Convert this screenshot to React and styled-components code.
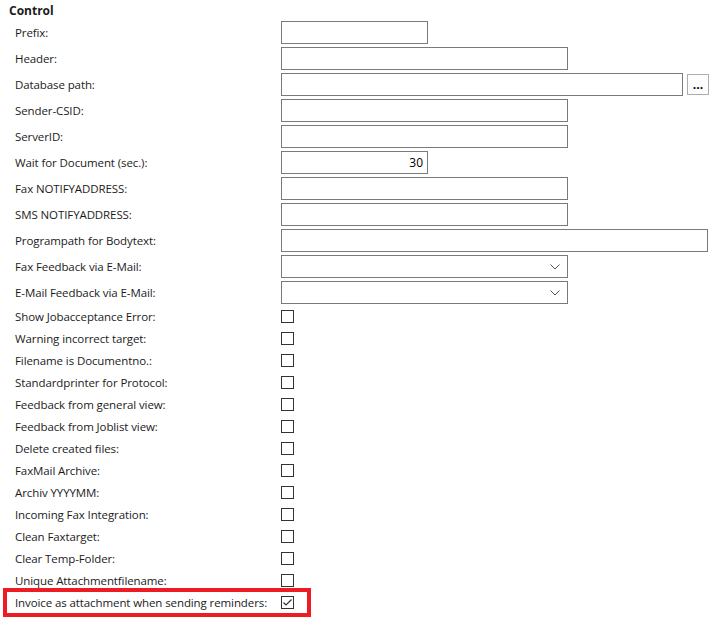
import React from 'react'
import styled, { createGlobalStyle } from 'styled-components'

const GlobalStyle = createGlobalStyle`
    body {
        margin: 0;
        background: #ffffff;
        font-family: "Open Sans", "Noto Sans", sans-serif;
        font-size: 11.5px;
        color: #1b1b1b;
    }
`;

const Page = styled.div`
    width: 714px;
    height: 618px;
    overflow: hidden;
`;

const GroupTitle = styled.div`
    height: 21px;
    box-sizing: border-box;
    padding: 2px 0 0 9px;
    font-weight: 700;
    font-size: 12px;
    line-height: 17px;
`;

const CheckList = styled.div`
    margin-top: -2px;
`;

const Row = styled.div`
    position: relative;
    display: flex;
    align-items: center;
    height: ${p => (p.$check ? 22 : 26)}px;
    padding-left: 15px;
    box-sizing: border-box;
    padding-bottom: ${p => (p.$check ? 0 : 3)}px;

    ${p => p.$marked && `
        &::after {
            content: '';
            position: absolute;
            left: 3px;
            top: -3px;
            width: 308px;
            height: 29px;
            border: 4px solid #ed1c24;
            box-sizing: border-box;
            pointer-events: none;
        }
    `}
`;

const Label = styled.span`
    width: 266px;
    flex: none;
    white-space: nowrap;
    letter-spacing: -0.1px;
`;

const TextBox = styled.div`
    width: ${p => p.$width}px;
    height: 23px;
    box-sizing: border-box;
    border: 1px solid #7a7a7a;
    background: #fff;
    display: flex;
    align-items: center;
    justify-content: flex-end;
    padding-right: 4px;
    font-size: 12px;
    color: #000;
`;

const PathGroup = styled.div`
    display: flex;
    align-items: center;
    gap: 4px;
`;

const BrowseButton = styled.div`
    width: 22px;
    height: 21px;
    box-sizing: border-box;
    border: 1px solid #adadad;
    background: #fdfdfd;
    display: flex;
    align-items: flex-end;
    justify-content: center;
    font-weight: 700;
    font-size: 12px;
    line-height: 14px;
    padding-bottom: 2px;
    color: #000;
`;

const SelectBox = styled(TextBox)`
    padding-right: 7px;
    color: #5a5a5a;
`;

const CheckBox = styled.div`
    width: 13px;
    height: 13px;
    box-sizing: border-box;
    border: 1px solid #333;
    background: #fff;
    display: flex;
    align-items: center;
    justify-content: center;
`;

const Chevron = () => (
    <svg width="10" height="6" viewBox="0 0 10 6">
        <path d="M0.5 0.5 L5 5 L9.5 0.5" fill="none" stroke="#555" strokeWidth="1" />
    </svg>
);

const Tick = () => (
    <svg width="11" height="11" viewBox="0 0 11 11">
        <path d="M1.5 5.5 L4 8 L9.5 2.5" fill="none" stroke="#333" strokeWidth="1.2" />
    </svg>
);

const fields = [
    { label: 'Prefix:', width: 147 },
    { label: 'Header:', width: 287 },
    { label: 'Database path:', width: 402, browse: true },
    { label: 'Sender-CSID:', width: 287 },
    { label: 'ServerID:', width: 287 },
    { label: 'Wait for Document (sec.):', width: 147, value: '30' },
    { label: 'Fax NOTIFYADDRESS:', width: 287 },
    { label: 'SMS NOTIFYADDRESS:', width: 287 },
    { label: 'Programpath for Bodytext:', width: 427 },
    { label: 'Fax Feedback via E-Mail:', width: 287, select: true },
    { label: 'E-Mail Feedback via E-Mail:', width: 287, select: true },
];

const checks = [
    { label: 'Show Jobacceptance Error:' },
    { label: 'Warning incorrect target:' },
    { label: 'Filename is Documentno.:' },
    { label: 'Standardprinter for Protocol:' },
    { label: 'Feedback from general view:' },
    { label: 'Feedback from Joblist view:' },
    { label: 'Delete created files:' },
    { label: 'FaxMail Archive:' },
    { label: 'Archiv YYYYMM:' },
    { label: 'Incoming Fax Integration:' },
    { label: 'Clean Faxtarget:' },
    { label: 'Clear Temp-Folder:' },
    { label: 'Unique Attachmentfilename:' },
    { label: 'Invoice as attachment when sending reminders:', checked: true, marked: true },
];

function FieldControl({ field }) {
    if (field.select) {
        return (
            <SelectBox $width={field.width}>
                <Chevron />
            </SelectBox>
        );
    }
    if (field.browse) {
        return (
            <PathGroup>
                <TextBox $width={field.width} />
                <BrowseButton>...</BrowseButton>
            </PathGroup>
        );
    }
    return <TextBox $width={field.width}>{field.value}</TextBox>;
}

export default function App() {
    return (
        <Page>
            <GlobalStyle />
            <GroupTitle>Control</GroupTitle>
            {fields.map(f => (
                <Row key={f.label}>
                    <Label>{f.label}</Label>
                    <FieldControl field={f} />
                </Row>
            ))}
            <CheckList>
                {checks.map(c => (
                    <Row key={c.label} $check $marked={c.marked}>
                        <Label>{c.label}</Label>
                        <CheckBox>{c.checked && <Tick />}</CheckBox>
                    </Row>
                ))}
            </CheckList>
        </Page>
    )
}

* **OBJECTIVE**:
Transcribe the material as is, with images omitted.

* **ANSWER TO THE PROBLEM**:
Convert this screenshot to React and styled-components code.
import React from 'react'
import styled, { createGlobalStyle } from 'styled-components'

const GlobalStyle = createGlobalStyle`
    body {
        margin: 0;
        background: #ffffff;
        font-family: "Open Sans", "Noto Sans", sans-serif;
        font-size: 11.5px;
        color: #1b1b1b;
    }
`;

const Page = styled.div`
    width: 714px;
    height: 618px;
    overflow: hidden;
`;

const GroupTitle = styled.div`
    height: 21px;
    box-sizing: border-box;
    padding: 2px 0 0 9px;
    font-weight: 700;
    font-size: 12px;
    line-height: 17px;
`;

const CheckList = styled.div`
    margin-top: -2px;
`;

const Row = styled.div`
    position: relative;
    display: flex;
    align-items: center;
    height: ${p => (p.$check ? 22 : 26)}px;
    padding-left: 15px;
    box-sizing: border-box;
    padding-bottom: ${p => (p.$check ? 0 : 3)}px;

    ${p => p.$marked && `
        &::after {
            content: '';
            position: absolute;
            left: 3px;
            top: -3px;
            width: 308px;
            height: 29px;
            border: 4px solid #ed1c24;
            box-sizing: border-box;
            pointer-events: none;
        }
    `}
`;

const Label = styled.span`
    width: 266px;
    flex: none;
    white-space: nowrap;
    letter-spacing: -0.1px;
`;

const TextBox = styled.div`
    width: ${p => p.$width}px;
    height: 23px;
    box-sizing: border-box;
    border: 1px solid #7a7a7a;
    background: #fff;
    display: flex;
    align-items: center;
    justify-content: flex-end;
    padding-right: 4px;
    font-size: 12px;
    color: #000;
`;

const PathGroup = styled.div`
    display: flex;
    align-items: center;
    gap: 4px;
`;

const BrowseButton = styled.div`
    width: 22px;
    height: 21px;
    box-sizing: border-box;
    border: 1px solid #adadad;
    background: #fdfdfd;
    display: flex;
    align-items: flex-end;
    justify-content: center;
    font-weight: 700;
    font-size: 12px;
    line-height: 14px;
    padding-bottom: 2px;
    color: #000;
`;

const SelectBox = styled(TextBox)`
    padding-right: 7px;
    color: #5a5a5a;
`;

const CheckBox = styled.div`
    width: 13px;
    height: 13px;
    box-sizing: border-box;
    border: 1px solid #333;
    background: #fff;
    display: flex;
    align-items: center;
    justify-content: center;
`;

const Chevron = () => (
    <svg width="10" height="6" viewBox="0 0 10 6">
        <path d="M0.5 0.5 L5 5 L9.5 0.5" fill="none" stroke="#555" strokeWidth="1" />
    </svg>
);

const Tick = () => (
    <svg width="11" height="11" viewBox="0 0 11 11">
        <path d="M1.5 5.5 L4 8 L9.5 2.5" fill="none" stroke="#333" strokeWidth="1.2" />
    </svg>
);

const fields = [
    { label: 'Prefix:', width: 147 },
    { label: 'Header:', width: 287 },
    { label: 'Database path:', width: 402, browse: true },
    { label: 'Sender-CSID:', width: 287 },
    { label: 'ServerID:', width: 287 },
    { label: 'Wait for Document (sec.):', width: 147, value: '30' },
    { label: 'Fax NOTIFYADDRESS:', width: 287 },
    { label: 'SMS NOTIFYADDRESS:', width: 287 },
    { label: 'Programpath for Bodytext:', width: 427 },
    { label: 'Fax Feedback via E-Mail:', width: 287, select: true },
    { label: 'E-Mail Feedback via E-Mail:', width: 287, select: true },
];

const checks = [
    { label: 'Show Jobacceptance Error:' },
    { label: 'Warning incorrect target:' },
    { label: 'Filename is Documentno.:' },
    { label: 'Standardprinter for Protocol:' },
    { label: 'Feedback from general view:' },
    { label: 'Feedback from Joblist view:' },
    { label: 'Delete created files:' },
    { label: 'FaxMail Archive:' },
    { label: 'Archiv YYYYMM:' },
    { label: 'Incoming Fax Integration:' },
    { label: 'Clean Faxtarget:' },
    { label: 'Clear Temp-Folder:' },
    { label: 'Unique Attachmentfilename:' },
    { label: 'Invoice as attachment when sending reminders:', checked: true, marked: true },
];

function FieldControl({ field }) {
    if (field.select) {
        return (
            <SelectBox $width={field.width}>
                <Chevron />
            </SelectBox>
        );
    }
    if (field.browse) {
        return (
            <PathGroup>
                <TextBox $width={field.width} />
                <BrowseButton>...</BrowseButton>
            </PathGroup>
        );
    }
    return <TextBox $width={field.width}>{field.value}</TextBox>;
}

export default function App() {
    return (
        <Page>
            <GlobalStyle />
            <GroupTitle>Control</GroupTitle>
            {fields.map(f => (
                <Row key={f.label}>
                    <Label>{f.label}</Label>
                    <FieldControl field={f} />
                </Row>
            ))}
            <CheckList>
                {checks.map(c => (
                    <Row key={c.label} $check $marked={c.marked}>
                        <Label>{c.label}</Label>
                        <CheckBox>{c.checked && <Tick />}</CheckBox>
                    </Row>
                ))}
            </CheckList>
        </Page>
    )
}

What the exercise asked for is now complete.